// glossary
AI Pilot plain-English.
Operator-grade definition. Plain words, plus where the term shows up in real work.
What is a AI Pilot?
An AI pilot is a small, scoped, measured experiment built to prove whether an AI bet clears a defined bar — accuracy, cost, latency, safety, operator judgment — before the team commits to the production investment that would land it permanently.
The point of a pilot is to make a kill decision possible. A good pilot picks a narrow use case, defines the bar before it starts, ships an evaluation harness alongside the model, and runs against real (or realistic) data. At the end, the team can answer one question honestly: did this clear the bar.
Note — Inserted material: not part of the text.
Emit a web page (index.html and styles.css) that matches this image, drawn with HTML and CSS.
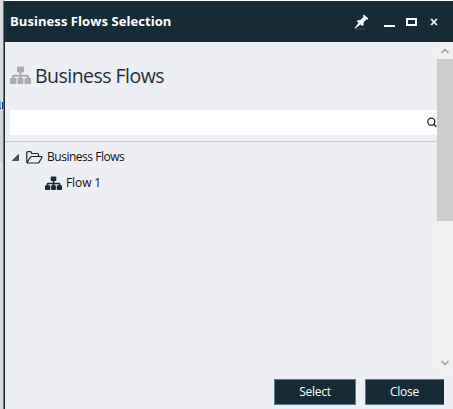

Most pilots die at the wall between pilot and production because nobody designed the bar, nobody wrote the eval, and nobody modelled the production context — cost per call, p95 latency, integration surface, observability. The pilot looked good in a notebook and died when it had to ship.
A working pilot has a kill gate: if the bar is missed, the work is killed back to hypothesis, not killed back to a budget review. That discipline is what separates an honest pilot from a sunk-cost ramp into a project that should never have shipped.
Related questions
How long should an AI pilot last?
Two to six weeks for narrow use cases; longer if data acquisition is the bottleneck. If a pilot is taking more than a quarter, the scope is wrong.
What kills most AI pilots?
Missing eval harness, missing kill gate, production context never modelled, cost and latency only measured at the end. Diagram on /services/generative-ai-implementation.
Should a pilot use the production stack?
Get as close as you can without rebuilding everything. The further the pilot is from production, the more surprises it will hide.